The U.S., which in some years imports half of its urea fertilizer, is about 25% short of the usual supplies that farmers buy for spring planting, according to The Fertilizer Institute, which represents the U.S. fertilizer supply chain.
Supplies could grow still scarcer if fertilizer destined for the U.S. gets rerouted to other places willing to pay more for it, an analyst said.
Josh Linville, a fertilizer market analyst at StoneX, said the price offered in New Orleans, the port area where most offshore U.S. imports enter and prices are set, is as much as $119 less per metric ton than global prices.

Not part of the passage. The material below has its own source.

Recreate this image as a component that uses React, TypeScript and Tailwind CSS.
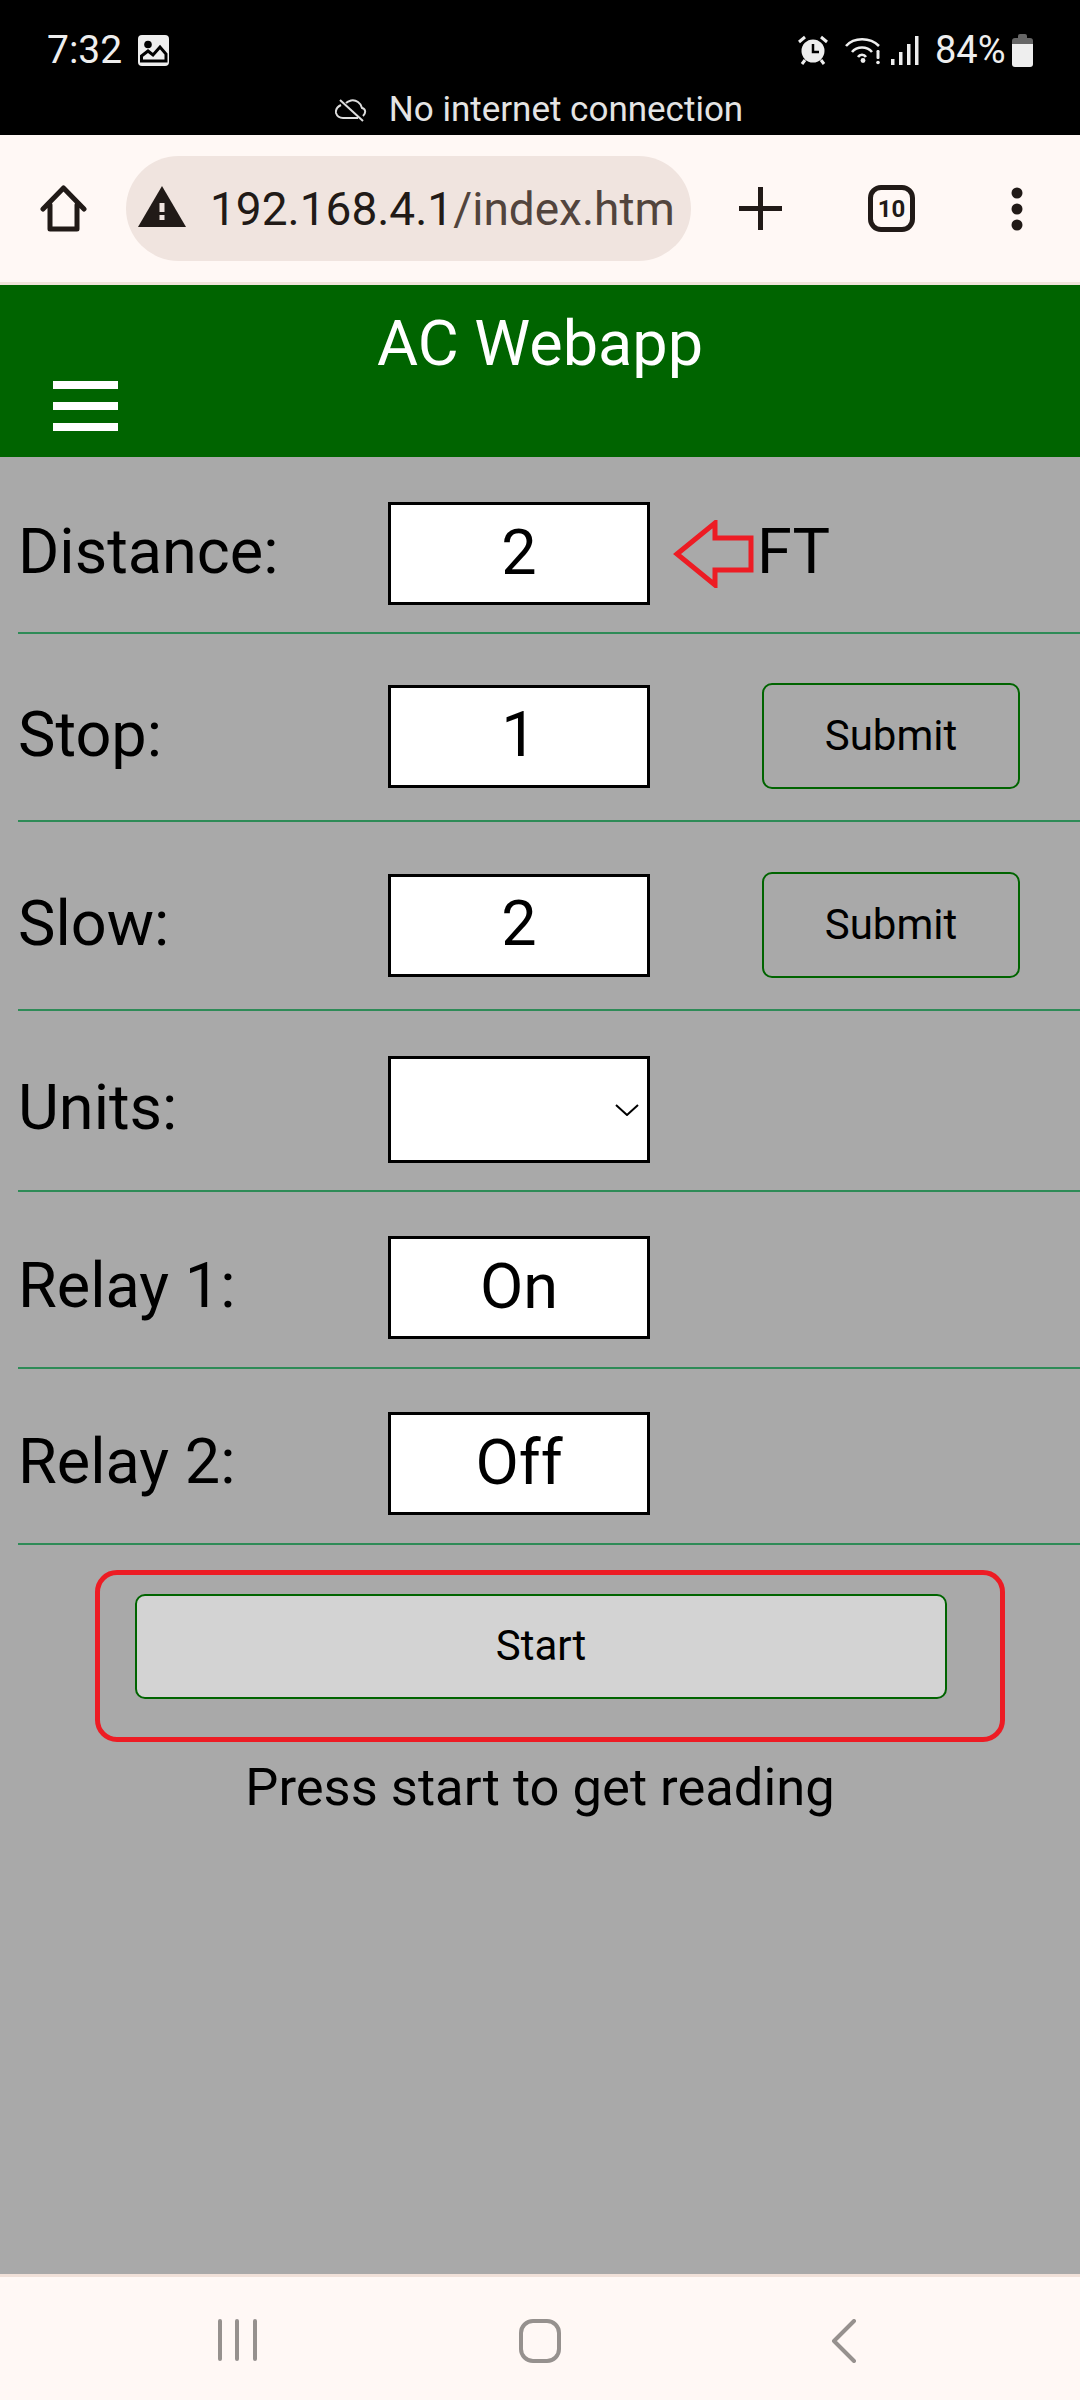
import type { ReactNode } from "react";

const FONT = "font-['Roboto',sans-serif]";

function StatusBar() {
  return (
    <div className="h-[135px] bg-black text-[#eeeeee] flex flex-col shrink-0">
      <div className="h-[88px] pl-[47px] pr-[47px] pt-[26px] flex items-start justify-between">
        <div className="flex items-center h-[48px]">
          <span className="text-[39px] leading-[48px] w-[91px]">7:32</span>
          <svg width="31" height="31" viewBox="0 0 31 31">
            <rect x="0" y="0" width="31" height="31" rx="4" fill="#eee" />
            <circle cx="10" cy="9.500" r="3.800" fill="#000" />
            <path d="M3.500 26 V21 L10 16 L15 20 L22 12 L28 19 V26 Z" fill="#eee" stroke="#000" strokeWidth="3" />
          </svg>
        </div>
        <div className="flex items-center h-[48px]">
          <svg width="30" height="30" viewBox="0 0 30 30" className="mr-[17px]">
            <circle cx="15" cy="16" r="11.500" fill="#eee" />
            <path d="M15 9 V17 H21" stroke="#000" strokeWidth="2.500" fill="none" />
            <path d="M1 7 L7 2 M29 7 L23 2 M4 29 L7 25 M26 29 L23 25" stroke="#eee" strokeWidth="3" fill="none" />
          </svg>
          <svg width="36" height="30" viewBox="0 0 36 30" className="mr-[10px]">
            <path d="M1 11 C9 2 25 2 34 11 M7 17 C12 11 22 11 27 17 M13 22 C15 19 19 19 21 22" stroke="#eee" strokeWidth="2.600" fill="none" />
            <circle cx="18" cy="25.500" r="2.400" fill="#eee" />
            <rect x="31.500" y="15" width="3" height="9" rx="1.200" fill="#eee" />
            <circle cx="33" cy="27.500" r="1.800" fill="#eee" />
          </svg>
          <svg width="28" height="30" viewBox="0 0 28 30" className="mr-[16px]">
            <rect x="0" y="24" width="3.500" height="6" fill="#eee" />
            <rect x="8" y="17" width="3.500" height="13" fill="#eee" />
            <rect x="16" y="9" width="3.500" height="21" fill="#eee" />
            <rect x="24" y="1" width="3.500" height="29" fill="#eee" />
          </svg>
          <span className="text-[38px] leading-[48px] w-[77px]">84%</span>
          <svg width="21" height="33" viewBox="0 0 21 33">
            <path d="M6 4 V2 Q6 0 8 0 H13 Q15 0 15 2 V4 H18 Q21 4 21 7 V12 H0 V7 Q0 4 3 4 Z" fill="#666" />
            <path d="M0 10 H21 V30 Q21 33 18 33 H3 Q0 33 0 30 Z" fill="#eee" />
          </svg>
        </div>
      </div>
      <div className="flex items-center justify-center h-[40px] pr-[2px] mt-[2px]">
        <svg width="32" height="24" viewBox="0 0 32 24" fill="none" stroke="#ddd" strokeWidth="2" className="mr-[22px]">
          <path d="M6 7 C2 9 0.500 12 1 15 C2 18 4 20 8 20 H23 M28 18 C31 15 31 11 27 10 C26 5 21 1.500 16 2.500 C14 3 12.500 3.500 11 5" />
          <path d="M5 2 L28 23" />
        </svg>
        <span className="text-[35px] leading-[40px] text-[#e4e4e4]">No internet connection</span>
      </div>
    </div>
  );
}

function BrowserBar() {
  return (
    <div className="h-[150px] bg-[#fff8f5] border-b-[3px] border-[#f0e4da] flex items-center shrink-0 relative">
      <svg width="47" height="47" viewBox="0 0 47 47" fill="none" stroke="#211a17" strokeWidth="5" strokeLinecap="round" strokeLinejoin="round" className="ml-[40px] mr-[39px]">
        <path d="M3 24 L23.500 3 L44 24 M10 20 V44 H37 V20" />
      </svg>
      <div className="w-[565px] h-[105px] rounded-full bg-[#f0e4df] flex items-center pl-[12px]">
        <svg width="48" height="41" viewBox="0 0 48 41" className="mr-[24px] mb-[4px]">
          <path d="M24 0 L48 41 H0 Z" fill="#211a17" />
          <rect x="21.500" y="17" width="5" height="9" fill="#f0e4df" />
          <rect x="21.500" y="29" width="5" height="5" fill="#f0e4df" />
        </svg>
        <span className="text-[46px] leading-[56px] whitespace-nowrap text-[#211a17]">
          192.168.4.1<span className="text-[#52443d]">/index.htm</span>
        </span>
      </div>
      <svg width="43" height="43" viewBox="0 0 43 43" stroke="#211a17" strokeWidth="5" className="ml-[48px]">
        <path d="M0 21.500 H43 M21.500 0 V43" />
      </svg>
      <div className="ml-[86px] w-[47px] h-[47px] rounded-[13px] border-[5px] border-[#211a17] flex items-center justify-center text-[24px] font-bold text-[#211a17] leading-none">
        10
      </div>
      <svg width="12" height="44" viewBox="0 0 12 44" fill="#211a17" className="ml-[96px]">
        <circle cx="6" cy="6" r="5.500" />
        <circle cx="6" cy="22" r="5.500" />
        <circle cx="6" cy="38" r="5.500" />
      </svg>
    </div>
  );
}

function AppHeader() {
  return (
    <div className="h-[172px] bg-[#006400] shrink-0 flex flex-col">
      <h1 className="text-center text-white text-[63px] leading-[68px] mt-[25px]">AC Webapp</h1>
      <div className="ml-[53px] mt-[3px] w-[65px] flex flex-col gap-[13px]">
        <div className="h-[8px] bg-white" />
        <div className="h-[8px] bg-white" />
        <div className="h-[8px] bg-white" />
      </div>
    </div>
  );
}

function Row({ label, className, children }: { label: string; className: string; children: ReactNode }) {
  return (
    <div className={`ml-[18px] border-b-2 border-[#2e8b57] flex items-center ${className}`}>
      <div className="w-[370px] pb-[3px] text-[63px] leading-[68px] text-black">{label}</div>
      {children}
    </div>
  );
}

function ValueInput({ value }: { value: string }) {
  return (
    <input
      readOnly
      value={value}
      className="w-[262px] h-[103px] pb-[3px] bg-white border-[3px] border-black text-center text-[63px] text-black outline-none"
    />
  );
}

function SubmitButton() {
  return (
    <button className="ml-[112px] w-[258px] h-[106px] pb-[2px] rounded-[10px] border-2 border-[#006400] text-[42px] text-black bg-transparent">
      Submit
    </button>
  );
}

function BottomNav() {
  return (
    <div className="mt-auto h-[126px] bg-[#fff8f5] border-t-[3px] border-[#f0e0d8] flex items-start shrink-0 pt-[42px]">
      <svg width="40" height="42" viewBox="0 0 40 42" stroke="#96918e" strokeWidth="4" strokeLinecap="round" className="ml-[218px]">
        <path d="M2 2 V40 M19 2 V40 M37 2 V40" />
      </svg>
      <svg width="42" height="44" viewBox="0 0 42 44" fill="none" stroke="#96918e" strokeWidth="4" className="ml-[261px]">
        <rect x="2" y="2" width="38" height="40" rx="12" />
      </svg>
      <svg width="26" height="44" viewBox="0 0 26 44" fill="none" stroke="#96918e" strokeWidth="4" strokeLinecap="round" strokeLinejoin="round" className="ml-[270px]">
        <path d="M23 2 L3 22 L23 42" />
      </svg>
    </div>
  );
}

export default function App() {
  return (
    <div className={`w-[1080px] h-[2400px] bg-[#a9a9a9] flex flex-col overflow-hidden ${FONT}`}>
      <StatusBar />
      <BrowserBar />
      <AppHeader />

      <Row label="Distance:" className="pt-[45px] pb-[27px]">
        <ValueInput value="2" />
        <svg width="82" height="68" viewBox="0 0 82 68" fill="none" stroke="#ed1c24" strokeWidth="5" className="ml-[23px]">
          <path d="M4 34 L42 3 V18 H78 V50 H42 V65 Z" strokeLinejoin="miter" />
        </svg>
        <span className="ml-[2px] pb-[3px] text-[63px] leading-[68px] text-black">FT</span>
      </Row>
      <Row label="Stop:" className="pt-[49px] pb-[31px]">
        <ValueInput value="1" />
        <SubmitButton />
      </Row>
      <Row label="Slow:" className="pt-[50px] pb-[31px]">
        <ValueInput value="2" />
        <SubmitButton />
      </Row>
      <Row label="Units:" className="pt-[45px] pb-[27px]">
        <div className="relative w-[262px] h-[107px]">
          <select className="w-full h-full bg-white border-[3px] border-black appearance-none rounded-none outline-none" />
          <svg width="24" height="12" viewBox="0 0 24 12" fill="none" stroke="#000" strokeWidth="2" className="absolute right-[11px] top-[48px]">
            <path d="M1 1 L12 11 L23 1" />
          </svg>
        </div>
      </Row>
      <Row label="Relay 1:" className="pt-[44px] pb-[28px]">
        <ValueInput value="On" />
      </Row>
      <Row label="Relay 2:" className="pt-[43px] pb-[28px]">
        <ValueInput value="Off" />
      </Row>

      <div className="ml-[95px] mt-[25px] w-[910px] h-[172px] border-[5px] border-[#ed1c24] rounded-[22px] pl-[35px] pt-[19px]">
        <button className="w-[812px] h-[105px] pb-[2px] rounded-[10px] border-2 border-[#006400] bg-[#d3d3d3] text-[42px] text-black">
          Start
        </button>
      </div>
      <p className="text-center text-[52.500px] leading-[62px] text-black mt-[14px]">Press start to get reading</p>

      <BottomNav />
    </div>
  );
}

“Not only am I worried about incoming vessels being turned around to other, better-paying destinations, there’s an argument to be made, if somebody was willing to go and buy up (supply on) barges, to load them onto a vessel and export it,” Linville said.
Farmers who do significant springtime fertilizer application and have not already purchased their supplies are finding retail centers empty, or stocked with supplies sold at such a premium that it’s unaffordable for some.
“It sends shivers down your spine,” said Saskatchewan, Canada farmer David Altrogge, whose broker told him that a local fertilizer dealer had stopped offering prices for fertilizer due to the shortage.
He bought his urea in December, but if he bought it today it would cost C$44,000 ($32,069.97) more. Some farmers in his area now face that price hike or may not even be able to buy any, he said.
The Iran war has cut off critical nitrogen fertilizer supplies from the Persian Gulf to the world’s farmers. More than 30% of world nitrogen fertilizer exports, as well as fertilizer components like sulfur, pass through the now effectively closed Strait of Hormuz.
Unlike China, most countries do not hold strategic reserves of fertilizer, and much of the U.S. fertilizer dealer system does not hold stocks, leaving it vulnerable to sudden supply shortages.
“It’s not like there’s a whole lot of fertilizer sitting on the shelf,” said Veronica Nigh, an economist at The Fertilizer Institute. “It’s very much a just-in-time business model.”
The length of time that the Strait of Hormuz is closed is critical. Fertilizer loaded onto ships in the gulf can take weeks to reach markets like the U.S., and then must be transferred to river barges, trucks or trains to reach farmland. Most fertilizer needs to be applied before the crop starts growing, so any supplies arriving too late cannot be used for the 2026 crop.
This week, the American Farm Bureau Federation warned that fertilizer supply shortages could hit the U.S. food supply.
On Thursday, Senator Josh Hawley asked Attorney General Pam Bondi to investigate whether fertilizer companies were involved in price-gouging. Hawley noted that prices have soared as much as 32% since the start of the war and said this was not reasonable.
He also sent a letter to the largest fertilizer companies demanding they explain the price hikes.